If the Yong-Tan clash turns into an outright political battle, the feeling among some SAPP top brass is that Tan and his faction could break away to either form a new party or join another Barisan Nasional party.

Tan, who is Karamunting assemblyman, has gone on record to say that he and others were not consulted over the no-confidence move and the supreme council’s consensus was not obtained.

“It is completely wrong,” said Tan, a deputy chief minister and state infrastructure minister, who has broken ranks with his party boss.

An aide of Tan had in the morning informed the media that a press conference would be held at 3pm yesterday.

However, he later deferred the conference because Barisan was holding an emergency supreme council meeting in Putrajaya that discussed the position of SAPP.

As of 8pm, Tan, who had stated on Wednesday that he would be attending today's supreme council meeting, did not respond to calls.

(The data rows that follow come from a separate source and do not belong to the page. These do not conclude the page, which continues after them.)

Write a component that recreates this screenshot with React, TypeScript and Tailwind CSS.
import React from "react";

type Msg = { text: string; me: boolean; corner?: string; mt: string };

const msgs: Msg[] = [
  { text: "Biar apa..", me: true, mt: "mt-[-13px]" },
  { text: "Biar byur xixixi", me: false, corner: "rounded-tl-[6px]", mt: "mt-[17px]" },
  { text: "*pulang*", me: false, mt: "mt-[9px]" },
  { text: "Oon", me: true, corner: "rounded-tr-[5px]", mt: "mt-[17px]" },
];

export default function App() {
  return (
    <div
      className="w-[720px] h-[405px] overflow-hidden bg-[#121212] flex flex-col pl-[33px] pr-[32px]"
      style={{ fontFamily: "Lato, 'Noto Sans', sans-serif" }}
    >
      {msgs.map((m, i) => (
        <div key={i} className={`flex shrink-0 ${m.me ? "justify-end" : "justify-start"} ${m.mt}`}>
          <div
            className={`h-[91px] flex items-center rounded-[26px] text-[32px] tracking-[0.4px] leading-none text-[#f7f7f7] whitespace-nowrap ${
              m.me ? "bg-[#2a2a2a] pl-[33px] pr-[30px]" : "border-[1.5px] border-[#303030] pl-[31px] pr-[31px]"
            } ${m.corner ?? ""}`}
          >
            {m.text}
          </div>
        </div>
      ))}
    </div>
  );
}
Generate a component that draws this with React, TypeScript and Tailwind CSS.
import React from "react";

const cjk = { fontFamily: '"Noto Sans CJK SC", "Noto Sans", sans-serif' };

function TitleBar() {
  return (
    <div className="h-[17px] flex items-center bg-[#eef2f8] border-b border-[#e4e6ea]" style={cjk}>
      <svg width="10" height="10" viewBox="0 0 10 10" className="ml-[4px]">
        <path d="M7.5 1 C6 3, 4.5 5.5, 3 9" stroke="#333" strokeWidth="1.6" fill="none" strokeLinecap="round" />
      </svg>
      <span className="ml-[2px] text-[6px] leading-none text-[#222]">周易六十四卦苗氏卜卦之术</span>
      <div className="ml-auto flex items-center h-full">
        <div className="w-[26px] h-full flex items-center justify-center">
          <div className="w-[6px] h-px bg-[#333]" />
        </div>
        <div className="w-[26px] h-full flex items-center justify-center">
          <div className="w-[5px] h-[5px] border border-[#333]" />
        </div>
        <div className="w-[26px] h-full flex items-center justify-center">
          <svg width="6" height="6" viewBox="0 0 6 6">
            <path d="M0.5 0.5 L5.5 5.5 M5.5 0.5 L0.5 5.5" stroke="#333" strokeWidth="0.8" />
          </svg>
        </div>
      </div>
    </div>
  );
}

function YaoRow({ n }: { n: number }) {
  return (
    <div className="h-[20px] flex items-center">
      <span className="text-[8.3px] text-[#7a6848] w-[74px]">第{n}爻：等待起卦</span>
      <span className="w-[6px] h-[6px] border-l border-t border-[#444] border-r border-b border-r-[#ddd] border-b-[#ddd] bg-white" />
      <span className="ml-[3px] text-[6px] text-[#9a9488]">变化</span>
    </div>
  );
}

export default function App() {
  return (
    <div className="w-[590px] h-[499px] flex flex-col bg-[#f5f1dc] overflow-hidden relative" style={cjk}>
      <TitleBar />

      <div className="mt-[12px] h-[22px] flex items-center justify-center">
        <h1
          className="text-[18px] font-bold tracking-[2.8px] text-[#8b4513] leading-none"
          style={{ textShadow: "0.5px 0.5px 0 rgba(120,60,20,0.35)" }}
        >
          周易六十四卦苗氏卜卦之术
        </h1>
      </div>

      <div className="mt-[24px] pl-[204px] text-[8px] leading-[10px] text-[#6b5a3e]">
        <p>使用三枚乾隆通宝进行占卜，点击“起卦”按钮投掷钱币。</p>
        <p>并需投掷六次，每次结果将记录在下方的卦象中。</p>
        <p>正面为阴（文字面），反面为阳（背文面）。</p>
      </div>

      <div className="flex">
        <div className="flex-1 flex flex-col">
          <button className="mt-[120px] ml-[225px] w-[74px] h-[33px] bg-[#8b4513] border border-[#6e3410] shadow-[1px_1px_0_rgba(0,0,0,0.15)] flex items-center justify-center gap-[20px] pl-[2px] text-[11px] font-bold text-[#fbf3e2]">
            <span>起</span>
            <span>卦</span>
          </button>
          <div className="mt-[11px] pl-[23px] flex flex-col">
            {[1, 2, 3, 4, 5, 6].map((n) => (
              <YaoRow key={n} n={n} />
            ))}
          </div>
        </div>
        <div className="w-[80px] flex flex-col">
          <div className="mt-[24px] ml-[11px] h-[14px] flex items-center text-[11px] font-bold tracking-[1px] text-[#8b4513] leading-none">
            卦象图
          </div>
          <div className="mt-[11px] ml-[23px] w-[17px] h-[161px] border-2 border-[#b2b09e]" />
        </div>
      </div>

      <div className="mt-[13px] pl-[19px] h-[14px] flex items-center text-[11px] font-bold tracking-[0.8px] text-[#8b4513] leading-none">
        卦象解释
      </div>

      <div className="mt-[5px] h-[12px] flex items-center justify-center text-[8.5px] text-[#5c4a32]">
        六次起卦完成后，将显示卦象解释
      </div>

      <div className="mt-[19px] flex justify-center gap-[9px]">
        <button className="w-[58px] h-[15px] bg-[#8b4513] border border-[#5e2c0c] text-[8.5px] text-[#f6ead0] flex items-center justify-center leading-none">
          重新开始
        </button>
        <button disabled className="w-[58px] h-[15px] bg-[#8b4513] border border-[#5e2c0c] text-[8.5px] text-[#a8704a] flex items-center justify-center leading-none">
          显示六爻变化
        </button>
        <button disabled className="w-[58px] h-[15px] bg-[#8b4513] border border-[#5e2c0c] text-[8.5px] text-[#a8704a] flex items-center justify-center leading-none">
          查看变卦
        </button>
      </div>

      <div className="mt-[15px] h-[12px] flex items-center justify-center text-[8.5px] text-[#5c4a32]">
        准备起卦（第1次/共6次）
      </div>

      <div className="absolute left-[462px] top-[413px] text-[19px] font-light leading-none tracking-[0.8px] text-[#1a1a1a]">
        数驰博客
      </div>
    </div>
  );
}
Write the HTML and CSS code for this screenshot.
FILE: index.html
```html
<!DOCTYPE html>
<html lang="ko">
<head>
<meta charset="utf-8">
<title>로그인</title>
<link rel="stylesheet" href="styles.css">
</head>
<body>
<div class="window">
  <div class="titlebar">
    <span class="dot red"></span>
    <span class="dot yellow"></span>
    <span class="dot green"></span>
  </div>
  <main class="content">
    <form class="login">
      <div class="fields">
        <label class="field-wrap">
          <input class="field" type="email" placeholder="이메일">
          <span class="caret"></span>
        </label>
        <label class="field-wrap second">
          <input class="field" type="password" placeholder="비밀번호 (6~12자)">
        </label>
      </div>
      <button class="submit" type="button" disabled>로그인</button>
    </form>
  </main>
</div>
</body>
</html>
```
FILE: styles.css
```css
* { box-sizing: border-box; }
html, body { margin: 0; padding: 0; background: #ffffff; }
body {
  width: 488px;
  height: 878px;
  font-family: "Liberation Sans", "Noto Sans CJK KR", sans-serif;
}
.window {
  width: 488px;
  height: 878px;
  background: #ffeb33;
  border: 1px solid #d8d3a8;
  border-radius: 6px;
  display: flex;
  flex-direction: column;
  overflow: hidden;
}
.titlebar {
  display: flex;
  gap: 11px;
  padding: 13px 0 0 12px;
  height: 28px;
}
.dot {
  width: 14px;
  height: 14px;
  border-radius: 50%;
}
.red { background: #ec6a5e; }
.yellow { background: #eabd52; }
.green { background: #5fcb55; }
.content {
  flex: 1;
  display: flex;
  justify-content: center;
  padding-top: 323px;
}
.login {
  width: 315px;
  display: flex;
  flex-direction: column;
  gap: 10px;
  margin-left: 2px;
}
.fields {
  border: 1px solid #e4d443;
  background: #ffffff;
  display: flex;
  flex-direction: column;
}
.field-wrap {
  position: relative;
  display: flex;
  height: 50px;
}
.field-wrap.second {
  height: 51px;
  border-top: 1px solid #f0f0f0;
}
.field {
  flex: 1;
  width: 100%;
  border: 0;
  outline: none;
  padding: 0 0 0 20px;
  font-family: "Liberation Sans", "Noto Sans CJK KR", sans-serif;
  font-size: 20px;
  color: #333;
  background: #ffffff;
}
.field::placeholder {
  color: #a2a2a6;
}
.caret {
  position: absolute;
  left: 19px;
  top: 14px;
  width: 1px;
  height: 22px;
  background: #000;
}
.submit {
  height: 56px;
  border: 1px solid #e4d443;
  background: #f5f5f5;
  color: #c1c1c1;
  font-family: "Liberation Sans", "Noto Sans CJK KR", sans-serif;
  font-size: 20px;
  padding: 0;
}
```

SAPP secretary-general Datuk Richard Yong said the agenda for the meeting from 10am at its headquarters in Borneon Centre in Luyang was on the stand taken by the party president and two MPs – Datuk Dr Chua Soon Bui and Datuk Eric Enchin Majimbun.

“Definitely, we will discuss the no-confidence move and the explanation that may be given to Barisan,” said Richard Yong, who did not expect a showdown between Yong and Tan to take place.

Eric, also a deputy president, and a third deputy president, Datuk Liew Teck Chan, will be returning from overseas to attend the meeting.

Eric, Liew and state assistant finance minister Melanie Chai with Elopura assemblyman Au Kam Wah had kept an awkward silence in contrast to the days prior to Wednesday’s announcement when they usually reply to queries from the media promptly.

Reaction to the SAPP’s stand is varied although a general feeling among the man-in-the-street is that state politicians should continue to fight in the interest of Sabahans.

“I think the move to put pressure is good for Sabah but we have to see what happens next. It might backfire,” said Idris Mahmud, a coffeeshop owner who complained about the rising cost of living.